[start]

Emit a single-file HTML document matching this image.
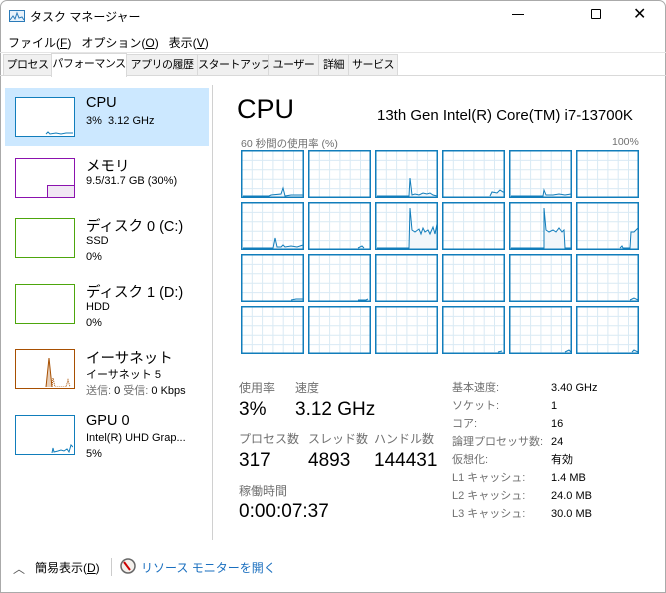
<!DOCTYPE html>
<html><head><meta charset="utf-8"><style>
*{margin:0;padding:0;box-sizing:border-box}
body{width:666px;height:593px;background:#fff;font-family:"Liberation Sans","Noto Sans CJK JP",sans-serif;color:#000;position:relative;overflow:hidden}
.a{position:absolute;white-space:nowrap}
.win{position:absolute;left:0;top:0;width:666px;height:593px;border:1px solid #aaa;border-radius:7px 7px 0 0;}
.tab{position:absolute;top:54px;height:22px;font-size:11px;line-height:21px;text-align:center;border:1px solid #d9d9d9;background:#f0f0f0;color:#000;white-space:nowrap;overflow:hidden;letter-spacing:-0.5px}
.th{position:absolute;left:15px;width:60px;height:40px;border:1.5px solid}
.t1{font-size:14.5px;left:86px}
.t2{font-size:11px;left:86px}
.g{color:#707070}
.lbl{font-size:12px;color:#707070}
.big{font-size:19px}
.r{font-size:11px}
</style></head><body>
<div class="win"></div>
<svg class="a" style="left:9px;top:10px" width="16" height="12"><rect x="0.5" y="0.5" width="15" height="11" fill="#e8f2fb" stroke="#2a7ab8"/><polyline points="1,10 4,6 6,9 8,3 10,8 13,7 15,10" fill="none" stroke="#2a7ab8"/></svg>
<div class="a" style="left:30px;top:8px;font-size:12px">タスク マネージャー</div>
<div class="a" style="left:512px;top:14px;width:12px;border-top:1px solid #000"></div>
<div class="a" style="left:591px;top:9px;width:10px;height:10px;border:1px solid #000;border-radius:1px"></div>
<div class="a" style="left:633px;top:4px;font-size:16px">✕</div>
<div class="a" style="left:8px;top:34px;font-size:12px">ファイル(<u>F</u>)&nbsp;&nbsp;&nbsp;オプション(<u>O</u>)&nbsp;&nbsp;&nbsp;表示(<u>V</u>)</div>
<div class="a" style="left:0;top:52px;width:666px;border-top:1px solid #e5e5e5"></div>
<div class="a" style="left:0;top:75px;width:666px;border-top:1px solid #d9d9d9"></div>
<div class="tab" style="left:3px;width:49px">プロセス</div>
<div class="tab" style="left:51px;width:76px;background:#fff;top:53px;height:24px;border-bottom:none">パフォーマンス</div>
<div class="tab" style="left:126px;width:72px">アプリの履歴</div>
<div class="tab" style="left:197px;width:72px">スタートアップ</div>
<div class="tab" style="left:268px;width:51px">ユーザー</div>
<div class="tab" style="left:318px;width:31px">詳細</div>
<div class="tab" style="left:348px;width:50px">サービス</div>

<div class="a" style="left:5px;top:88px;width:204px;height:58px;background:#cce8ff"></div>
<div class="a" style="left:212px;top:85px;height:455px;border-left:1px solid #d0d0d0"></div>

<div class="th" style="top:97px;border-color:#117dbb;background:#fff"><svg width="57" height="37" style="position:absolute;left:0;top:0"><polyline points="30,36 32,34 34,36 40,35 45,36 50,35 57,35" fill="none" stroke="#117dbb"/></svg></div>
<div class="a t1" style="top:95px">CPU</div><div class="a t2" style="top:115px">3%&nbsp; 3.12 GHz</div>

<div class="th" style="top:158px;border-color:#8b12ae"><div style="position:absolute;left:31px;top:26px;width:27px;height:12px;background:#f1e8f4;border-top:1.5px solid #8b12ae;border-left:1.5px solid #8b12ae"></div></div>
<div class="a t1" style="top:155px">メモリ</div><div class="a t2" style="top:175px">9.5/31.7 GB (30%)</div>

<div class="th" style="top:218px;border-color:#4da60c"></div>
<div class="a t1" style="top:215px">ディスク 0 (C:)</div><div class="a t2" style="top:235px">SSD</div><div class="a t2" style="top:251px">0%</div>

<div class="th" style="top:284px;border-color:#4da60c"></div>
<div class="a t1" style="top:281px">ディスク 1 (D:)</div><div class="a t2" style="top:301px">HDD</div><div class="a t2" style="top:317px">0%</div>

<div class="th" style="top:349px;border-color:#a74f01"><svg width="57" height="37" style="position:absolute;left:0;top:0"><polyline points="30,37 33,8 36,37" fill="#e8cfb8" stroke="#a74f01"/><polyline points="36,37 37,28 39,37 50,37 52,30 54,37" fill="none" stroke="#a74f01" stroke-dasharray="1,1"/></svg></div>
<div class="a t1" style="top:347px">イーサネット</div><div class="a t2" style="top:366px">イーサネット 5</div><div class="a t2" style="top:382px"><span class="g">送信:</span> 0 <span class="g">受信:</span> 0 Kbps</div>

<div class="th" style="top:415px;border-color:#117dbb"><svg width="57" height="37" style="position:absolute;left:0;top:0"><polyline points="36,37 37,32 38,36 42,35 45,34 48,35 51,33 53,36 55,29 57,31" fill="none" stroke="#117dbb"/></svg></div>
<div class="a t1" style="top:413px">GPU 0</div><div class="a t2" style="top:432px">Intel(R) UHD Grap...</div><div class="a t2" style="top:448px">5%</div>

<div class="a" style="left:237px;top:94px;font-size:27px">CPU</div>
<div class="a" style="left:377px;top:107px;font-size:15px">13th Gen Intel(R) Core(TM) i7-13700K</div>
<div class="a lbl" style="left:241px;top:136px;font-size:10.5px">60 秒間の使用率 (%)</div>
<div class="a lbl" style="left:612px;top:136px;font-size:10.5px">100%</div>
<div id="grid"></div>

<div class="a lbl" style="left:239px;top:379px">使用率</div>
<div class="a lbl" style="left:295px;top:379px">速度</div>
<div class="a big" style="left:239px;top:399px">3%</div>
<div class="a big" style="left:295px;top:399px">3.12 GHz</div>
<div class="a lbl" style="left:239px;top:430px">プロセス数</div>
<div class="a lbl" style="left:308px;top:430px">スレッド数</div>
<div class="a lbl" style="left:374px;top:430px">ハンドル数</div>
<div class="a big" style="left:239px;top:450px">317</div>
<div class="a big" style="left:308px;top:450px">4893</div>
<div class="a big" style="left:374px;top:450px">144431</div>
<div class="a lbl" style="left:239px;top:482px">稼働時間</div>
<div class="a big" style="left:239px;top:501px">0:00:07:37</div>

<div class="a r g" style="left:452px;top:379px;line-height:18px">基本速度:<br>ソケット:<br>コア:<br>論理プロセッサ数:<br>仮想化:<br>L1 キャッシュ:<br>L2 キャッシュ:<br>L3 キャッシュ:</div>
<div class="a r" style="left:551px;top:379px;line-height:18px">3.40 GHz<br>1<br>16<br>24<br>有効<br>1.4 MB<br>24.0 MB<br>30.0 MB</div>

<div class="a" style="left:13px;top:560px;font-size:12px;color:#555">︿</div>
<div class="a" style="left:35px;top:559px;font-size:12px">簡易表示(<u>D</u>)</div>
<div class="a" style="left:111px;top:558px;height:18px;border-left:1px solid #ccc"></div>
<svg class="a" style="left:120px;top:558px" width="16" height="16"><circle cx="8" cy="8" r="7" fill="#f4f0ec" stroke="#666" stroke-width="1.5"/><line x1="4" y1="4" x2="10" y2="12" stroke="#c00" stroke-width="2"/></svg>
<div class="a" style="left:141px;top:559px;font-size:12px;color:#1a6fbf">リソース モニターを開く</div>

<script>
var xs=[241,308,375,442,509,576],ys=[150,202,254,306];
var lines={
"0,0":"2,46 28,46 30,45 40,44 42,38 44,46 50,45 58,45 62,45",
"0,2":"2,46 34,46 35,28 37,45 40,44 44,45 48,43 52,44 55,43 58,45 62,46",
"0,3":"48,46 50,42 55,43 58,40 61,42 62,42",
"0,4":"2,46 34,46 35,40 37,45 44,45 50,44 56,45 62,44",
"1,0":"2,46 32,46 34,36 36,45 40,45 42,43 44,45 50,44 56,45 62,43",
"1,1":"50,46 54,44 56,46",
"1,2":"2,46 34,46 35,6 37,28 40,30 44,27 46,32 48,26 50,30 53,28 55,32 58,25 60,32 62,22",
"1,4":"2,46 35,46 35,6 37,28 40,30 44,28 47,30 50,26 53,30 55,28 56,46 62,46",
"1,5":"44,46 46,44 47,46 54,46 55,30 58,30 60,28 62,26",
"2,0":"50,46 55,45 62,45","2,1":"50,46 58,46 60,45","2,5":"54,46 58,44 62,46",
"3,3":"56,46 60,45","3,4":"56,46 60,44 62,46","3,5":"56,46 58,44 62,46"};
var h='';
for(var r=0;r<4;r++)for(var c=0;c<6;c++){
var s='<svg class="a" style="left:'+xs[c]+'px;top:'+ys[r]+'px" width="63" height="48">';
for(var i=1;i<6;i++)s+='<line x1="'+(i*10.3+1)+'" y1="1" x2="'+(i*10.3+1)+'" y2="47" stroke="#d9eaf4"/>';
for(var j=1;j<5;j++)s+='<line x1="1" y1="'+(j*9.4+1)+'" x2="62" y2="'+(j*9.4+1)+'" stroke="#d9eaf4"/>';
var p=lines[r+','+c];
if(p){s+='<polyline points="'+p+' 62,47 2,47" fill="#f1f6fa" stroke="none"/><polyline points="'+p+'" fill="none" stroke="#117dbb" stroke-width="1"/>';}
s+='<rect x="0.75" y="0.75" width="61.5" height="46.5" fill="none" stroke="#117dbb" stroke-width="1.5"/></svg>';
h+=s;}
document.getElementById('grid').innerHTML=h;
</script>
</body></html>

[end]

### What is required
Which lines hold the string "document"? Copy all of them from the data above.

### Reply to the exercise
Emit a single-file HTML document matching this image.
document.getElementById('grid').innerHTML=h;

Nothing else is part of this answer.